[START Collected material]

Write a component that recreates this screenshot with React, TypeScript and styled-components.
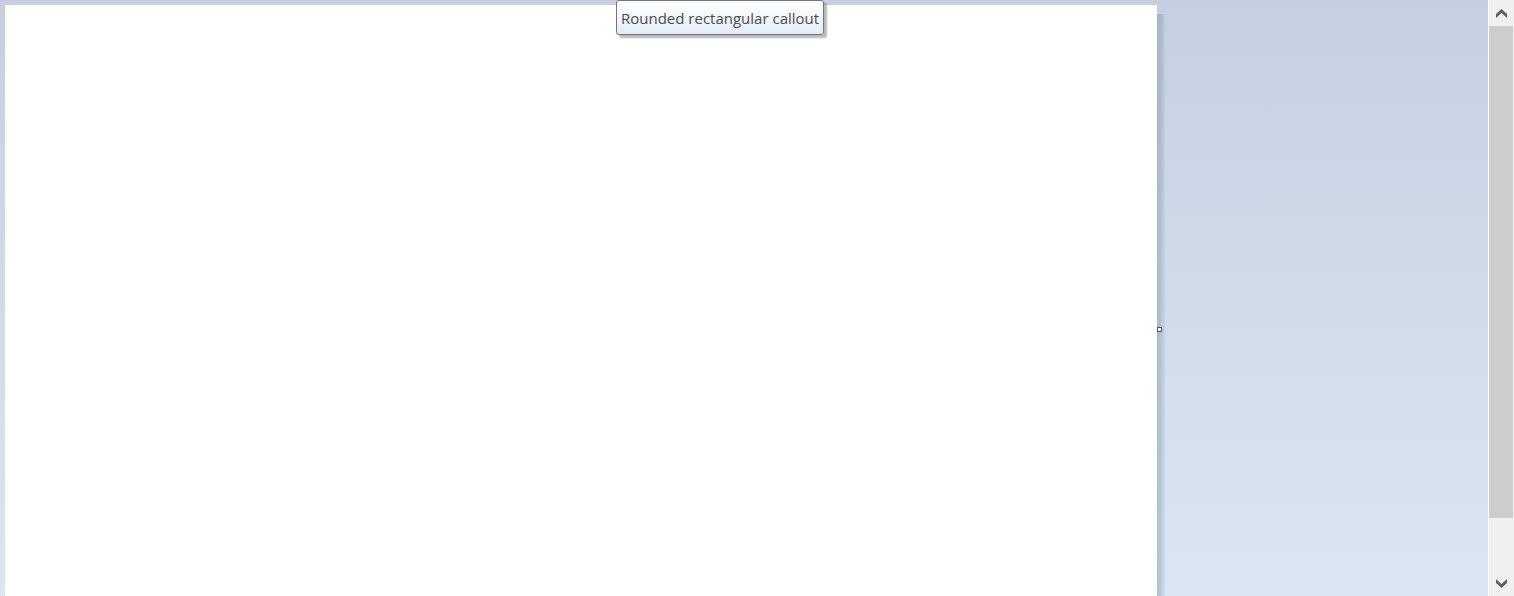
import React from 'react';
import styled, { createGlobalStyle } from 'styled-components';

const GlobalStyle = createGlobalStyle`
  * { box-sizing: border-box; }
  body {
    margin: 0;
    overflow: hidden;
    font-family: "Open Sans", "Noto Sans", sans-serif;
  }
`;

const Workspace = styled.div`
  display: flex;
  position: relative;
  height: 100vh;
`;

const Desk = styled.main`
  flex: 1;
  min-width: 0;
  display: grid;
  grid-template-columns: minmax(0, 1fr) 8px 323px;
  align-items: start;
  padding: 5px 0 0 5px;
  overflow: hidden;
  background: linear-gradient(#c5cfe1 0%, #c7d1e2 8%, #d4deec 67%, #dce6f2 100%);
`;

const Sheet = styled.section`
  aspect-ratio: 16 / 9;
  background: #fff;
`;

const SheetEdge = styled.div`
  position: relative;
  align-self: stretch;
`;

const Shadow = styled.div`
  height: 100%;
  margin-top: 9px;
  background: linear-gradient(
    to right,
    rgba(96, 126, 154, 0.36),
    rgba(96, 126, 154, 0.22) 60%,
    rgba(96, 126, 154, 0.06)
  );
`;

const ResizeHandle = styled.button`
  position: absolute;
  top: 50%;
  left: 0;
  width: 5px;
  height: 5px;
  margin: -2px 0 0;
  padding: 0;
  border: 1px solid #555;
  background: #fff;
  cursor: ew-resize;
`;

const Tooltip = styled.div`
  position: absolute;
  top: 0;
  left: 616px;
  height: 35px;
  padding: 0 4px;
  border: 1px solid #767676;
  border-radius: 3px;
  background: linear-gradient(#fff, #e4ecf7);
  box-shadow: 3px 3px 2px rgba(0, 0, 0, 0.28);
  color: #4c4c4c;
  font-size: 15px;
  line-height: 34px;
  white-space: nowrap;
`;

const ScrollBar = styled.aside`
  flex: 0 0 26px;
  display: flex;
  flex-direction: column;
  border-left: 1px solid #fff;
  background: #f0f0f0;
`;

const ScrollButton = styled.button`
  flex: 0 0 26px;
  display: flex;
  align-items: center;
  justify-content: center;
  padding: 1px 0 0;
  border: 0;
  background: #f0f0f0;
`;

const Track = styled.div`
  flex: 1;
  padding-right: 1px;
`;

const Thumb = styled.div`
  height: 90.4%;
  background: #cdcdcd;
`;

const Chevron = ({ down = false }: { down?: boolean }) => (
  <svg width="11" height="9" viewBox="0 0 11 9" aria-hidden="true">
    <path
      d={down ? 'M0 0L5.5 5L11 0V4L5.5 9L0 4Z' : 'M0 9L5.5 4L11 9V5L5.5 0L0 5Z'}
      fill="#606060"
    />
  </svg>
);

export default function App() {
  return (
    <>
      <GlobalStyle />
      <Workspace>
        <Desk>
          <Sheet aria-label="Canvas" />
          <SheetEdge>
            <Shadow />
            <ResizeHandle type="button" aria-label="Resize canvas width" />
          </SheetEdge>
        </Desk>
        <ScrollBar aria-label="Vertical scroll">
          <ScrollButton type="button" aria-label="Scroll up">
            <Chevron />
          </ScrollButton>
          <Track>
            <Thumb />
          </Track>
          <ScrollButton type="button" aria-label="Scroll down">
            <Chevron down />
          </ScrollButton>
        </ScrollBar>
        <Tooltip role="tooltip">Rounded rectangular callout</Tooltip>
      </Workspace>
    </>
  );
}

[END Collected material]

Exercise details
Transcribe all the lines above exactly, apart from the pictures.

Exercise output
Write a component that recreates this screenshot with React, TypeScript and styled-components.
import React from 'react';
import styled, { createGlobalStyle } from 'styled-components';

const GlobalStyle = createGlobalStyle`
  * { box-sizing: border-box; }
  body {
    margin: 0;
    overflow: hidden;
    font-family: "Open Sans", "Noto Sans", sans-serif;
  }
`;

const Workspace = styled.div`
  display: flex;
  position: relative;
  height: 100vh;
`;

const Desk = styled.main`
  flex: 1;
  min-width: 0;
  display: grid;
  grid-template-columns: minmax(0, 1fr) 8px 323px;
  align-items: start;
  padding: 5px 0 0 5px;
  overflow: hidden;
  background: linear-gradient(#c5cfe1 0%, #c7d1e2 8%, #d4deec 67%, #dce6f2 100%);
`;

const Sheet = styled.section`
  aspect-ratio: 16 / 9;
  background: #fff;
`;

const SheetEdge = styled.div`
  position: relative;
  align-self: stretch;
`;

const Shadow = styled.div`
  height: 100%;
  margin-top: 9px;
  background: linear-gradient(
    to right,
    rgba(96, 126, 154, 0.36),
    rgba(96, 126, 154, 0.22) 60%,
    rgba(96, 126, 154, 0.06)
  );
`;

const ResizeHandle = styled.button`
  position: absolute;
  top: 50%;
  left: 0;
  width: 5px;
  height: 5px;
  margin: -2px 0 0;
  padding: 0;
  border: 1px solid #555;
  background: #fff;
  cursor: ew-resize;
`;

const Tooltip = styled.div`
  position: absolute;
  top: 0;
  left: 616px;
  height: 35px;
  padding: 0 4px;
  border: 1px solid #767676;
  border-radius: 3px;
  background: linear-gradient(#fff, #e4ecf7);
  box-shadow: 3px 3px 2px rgba(0, 0, 0, 0.28);
  color: #4c4c4c;
  font-size: 15px;
  line-height: 34px;
  white-space: nowrap;
`;

const ScrollBar = styled.aside`
  flex: 0 0 26px;
  display: flex;
  flex-direction: column;
  border-left: 1px solid #fff;
  background: #f0f0f0;
`;

const ScrollButton = styled.button`
  flex: 0 0 26px;
  display: flex;
  align-items: center;
  justify-content: center;
  padding: 1px 0 0;
  border: 0;
  background: #f0f0f0;
`;

const Track = styled.div`
  flex: 1;
  padding-right: 1px;
`;

const Thumb = styled.div`
  height: 90.4%;
  background: #cdcdcd;
`;

const Chevron = ({ down = false }: { down?: boolean }) => (
  <svg width="11" height="9" viewBox="0 0 11 9" aria-hidden="true">
    <path
      d={down ? 'M0 0L5.5 5L11 0V4L5.5 9L0 4Z' : 'M0 9L5.5 4L11 9V5L5.5 0L0 5Z'}
      fill="#606060"
    />
  </svg>
);

export default function App() {
  return (
    <>
      <GlobalStyle />
      <Workspace>
        <Desk>
          <Sheet aria-label="Canvas" />
          <SheetEdge>
            <Shadow />
            <ResizeHandle type="button" aria-label="Resize canvas width" />
          </SheetEdge>
        </Desk>
        <ScrollBar aria-label="Vertical scroll">
          <ScrollButton type="button" aria-label="Scroll up">
            <Chevron />
          </ScrollButton>
          <Track>
            <Thumb />
          </Track>
          <ScrollButton type="button" aria-label="Scroll down">
            <Chevron down />
          </ScrollButton>
        </ScrollBar>
        <Tooltip role="tooltip">Rounded rectangular callout</Tooltip>
      </Workspace>
    </>
  );
}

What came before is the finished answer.